### Stated task
Omit any picture, and return the remaining data exactly as written.

### Data lines

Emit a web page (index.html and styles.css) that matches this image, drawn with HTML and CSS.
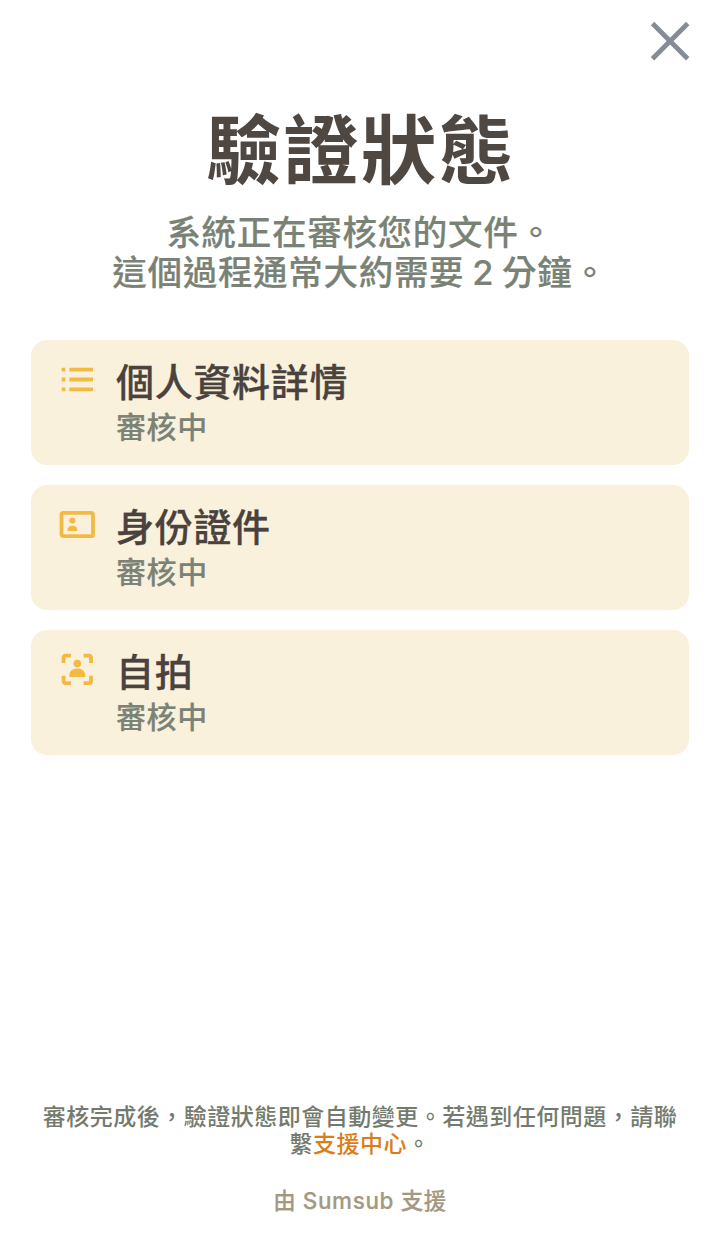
FILE: index.html
```html
<!DOCTYPE html>
<html lang="zh-Hant">
<head>
<meta charset="utf-8">
<title>驗證狀態</title>
<link rel="stylesheet" href="styles.css">
</head>
<body>
<main class="page">
  <header class="topbar">
    <button class="close" aria-label="關閉"><svg width="40" height="40" viewBox="0 0 40 40"><path d="M2.500 2.500 37.700 37.700M37.700 2.500 2.500 37.700"/></svg></button>
  </header>
  <h1 class="title">驗證狀態</h1>
  <p class="subtitle">系統正在審核您的文件。<br>這個過程通常大約需要 2 分鐘。</p>
  <section class="steps">
    <article class="step">
      <svg class="icon" width="36" height="36" viewBox="0 0 36 36"><path d="M2.700 7.700h3.700M2.700 17.500h3.700M2.700 27.300h3.700M10.300 7.700H34M10.300 17.500H34M10.300 27.300H34"/></svg>
      <div class="body"><h2 class="name">個人資料詳情</h2><p class="state">審核中</p></div>
    </article>
    <article class="step">
      <svg class="icon" width="36" height="36" viewBox="0 0 36 36"><rect x="2.500" y="5.900" width="31.500" height="23.300" rx="2"/><g class="solid"><circle cx="13.300" cy="13.600" r="3"/><path d="M8.500 24v-1.200c0-2.700 2-4.100 4.900-4.100s4.900 1.400 4.900 4.100V24z"/></g></svg>
      <div class="body"><h2 class="name">身份證件</h2><p class="state">審核中</p></div>
    </article>
    <article class="step">
      <svg class="icon" width="36" height="36" viewBox="0 0 36 36"><path d="M4.600 11V5.600a2 2 0 0 1 2-2H12M24.600 3.600H30a2 2 0 0 1 2 2V11M32 23.700v5.400a2 2 0 0 1-2 2h-5.400M12 31.100H6.600a2 2 0 0 1-2-2v-5.400"/><g class="solid"><circle cx="18.300" cy="11.600" r="3.800"/><path d="M10.400 25v-1.800c0-4.200 3.200-6.700 7.900-6.700s7.900 2.500 7.900 6.700V25z"/></g></svg>
      <div class="body"><h2 class="name">自拍</h2><p class="state">審核中</p></div>
    </article>
  </section>
  <footer class="footer">
    <p class="note">審核完成後，驗證狀態即會自動變更。若遇到任何問題，請聯<br>繫<a class="link">支援中心</a>。</p>
    <p class="powered">由 Sumsub 支援</p>
  </footer>
</main>
</body>
</html>
```

FILE: styles.css
```css
* { box-sizing: border-box; }
body { margin: 0; background: #fff; font-family: Inter, "Noto Sans CJK TC", sans-serif; }
h1, h2, p { margin: 0; }
.page { height: 1242px; display: flex; flex-direction: column; }
.topbar { display: flex; justify-content: flex-end; padding: 21px 30px 0 0; }
.close { padding: 0; border: 0; background: none; height: 40px; }
.close svg { display: block; fill: none; stroke: #868b98; stroke-width: 4.8; }
.title { margin-top: 37px; padding-left: 2px; text-align: center; font-size: 75px; letter-spacing: 2.400px; line-height: 106px; font-weight: 700; color: #4f4842; white-space: nowrap; }
.subtitle { margin-top: 9px; text-align: center; font-size: 34.500px; letter-spacing: 0.700px; word-spacing: -2px; line-height: 40px; font-weight: 500; color: #7a8275; -webkit-text-stroke: 0.200px; white-space: nowrap; }
.steps { display: flex; flex-direction: column; gap: 20px; padding: 0 31px; margin-top: 47px; }
.step { height: 125px; display: flex; gap: 21px; padding: 22px 28px; border-radius: 16px; background: #faf1dd; }
.icon { flex: none; fill: none; stroke: #f2ba45; stroke-width: 3.800; }
.solid { fill: #f2ba45; stroke: none; }
.name { font-size: 38px; letter-spacing: 0.700px; line-height: 40px; font-weight: 500; color: #4a423d; -webkit-text-stroke: 0.300px; white-space: nowrap; }
.state { margin-top: 8px; font-size: 30px; letter-spacing: 0.600px; line-height: 34px; font-weight: 500; color: #7a8375; -webkit-text-stroke: 0.200px; }
.footer { margin-top: auto; padding-bottom: 27px; text-align: center; font-weight: 500; }
.note { font-size: 23px; letter-spacing: 0.500px; line-height: 27px; color: #747b6e; white-space: nowrap; }
.link { color: #dc7c16; }
.powered { margin-top: 29px; font-size: 22.500px; letter-spacing: 0.600px; line-height: 28px; color: #a39881; -webkit-text-stroke: 0.200px; }
```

### Solution for this exercise
Emit a web page (index.html and styles.css) that matches this image, drawn with HTML and CSS.
FILE: index.html
```html
<!DOCTYPE html>
<html lang="zh-Hant">
<head>
<meta charset="utf-8">
<title>驗證狀態</title>
<link rel="stylesheet" href="styles.css">
</head>
<body>
<main class="page">
  <header class="topbar">
    <button class="close" aria-label="關閉"><svg width="40" height="40" viewBox="0 0 40 40"><path d="M2.500 2.500 37.700 37.700M37.700 2.500 2.500 37.700"/></svg></button>
  </header>
  <h1 class="title">驗證狀態</h1>
  <p class="subtitle">系統正在審核您的文件。<br>這個過程通常大約需要 2 分鐘。</p>
  <section class="steps">
    <article class="step">
      <svg class="icon" width="36" height="36" viewBox="0 0 36 36"><path d="M2.700 7.700h3.700M2.700 17.500h3.700M2.700 27.300h3.700M10.300 7.700H34M10.300 17.500H34M10.300 27.300H34"/></svg>
      <div class="body"><h2 class="name">個人資料詳情</h2><p class="state">審核中</p></div>
    </article>
    <article class="step">
      <svg class="icon" width="36" height="36" viewBox="0 0 36 36"><rect x="2.500" y="5.900" width="31.500" height="23.300" rx="2"/><g class="solid"><circle cx="13.300" cy="13.600" r="3"/><path d="M8.500 24v-1.200c0-2.700 2-4.100 4.900-4.100s4.900 1.400 4.900 4.100V24z"/></g></svg>
      <div class="body"><h2 class="name">身份證件</h2><p class="state">審核中</p></div>
    </article>
    <article class="step">
      <svg class="icon" width="36" height="36" viewBox="0 0 36 36"><path d="M4.600 11V5.600a2 2 0 0 1 2-2H12M24.600 3.600H30a2 2 0 0 1 2 2V11M32 23.700v5.400a2 2 0 0 1-2 2h-5.400M12 31.100H6.600a2 2 0 0 1-2-2v-5.400"/><g class="solid"><circle cx="18.300" cy="11.600" r="3.800"/><path d="M10.400 25v-1.800c0-4.200 3.200-6.700 7.900-6.700s7.900 2.500 7.900 6.700V25z"/></g></svg>
      <div class="body"><h2 class="name">自拍</h2><p class="state">審核中</p></div>
    </article>
  </section>
  <footer class="footer">
    <p class="note">審核完成後，驗證狀態即會自動變更。若遇到任何問題，請聯<br>繫<a class="link">支援中心</a>。</p>
    <p class="powered">由 Sumsub 支援</p>
  </footer>
</main>
</body>
</html>
```

FILE: styles.css
```css
* { box-sizing: border-box; }
body { margin: 0; background: #fff; font-family: Inter, "Noto Sans CJK TC", sans-serif; }
h1, h2, p { margin: 0; }
.page { height: 1242px; display: flex; flex-direction: column; }
.topbar { display: flex; justify-content: flex-end; padding: 21px 30px 0 0; }
.close { padding: 0; border: 0; background: none; height: 40px; }
.close svg { display: block; fill: none; stroke: #868b98; stroke-width: 4.8; }
.title { margin-top: 37px; padding-left: 2px; text-align: center; font-size: 75px; letter-spacing: 2.400px; line-height: 106px; font-weight: 700; color: #4f4842; white-space: nowrap; }
.subtitle { margin-top: 9px; text-align: center; font-size: 34.500px; letter-spacing: 0.700px; word-spacing: -2px; line-height: 40px; font-weight: 500; color: #7a8275; -webkit-text-stroke: 0.200px; white-space: nowrap; }
.steps { display: flex; flex-direction: column; gap: 20px; padding: 0 31px; margin-top: 47px; }
.step { height: 125px; display: flex; gap: 21px; padding: 22px 28px; border-radius: 16px; background: #faf1dd; }
.icon { flex: none; fill: none; stroke: #f2ba45; stroke-width: 3.800; }
.solid { fill: #f2ba45; stroke: none; }
.name { font-size: 38px; letter-spacing: 0.700px; line-height: 40px; font-weight: 500; color: #4a423d; -webkit-text-stroke: 0.300px; white-space: nowrap; }
.state { margin-top: 8px; font-size: 30px; letter-spacing: 0.600px; line-height: 34px; font-weight: 500; color: #7a8375; -webkit-text-stroke: 0.200px; }
.footer { margin-top: auto; padding-bottom: 27px; text-align: center; font-weight: 500; }
.note { font-size: 23px; letter-spacing: 0.500px; line-height: 27px; color: #747b6e; white-space: nowrap; }
.link { color: #dc7c16; }
.powered { margin-top: 29px; font-size: 22.500px; letter-spacing: 0.600px; line-height: 28px; color: #a39881; -webkit-text-stroke: 0.200px; }
```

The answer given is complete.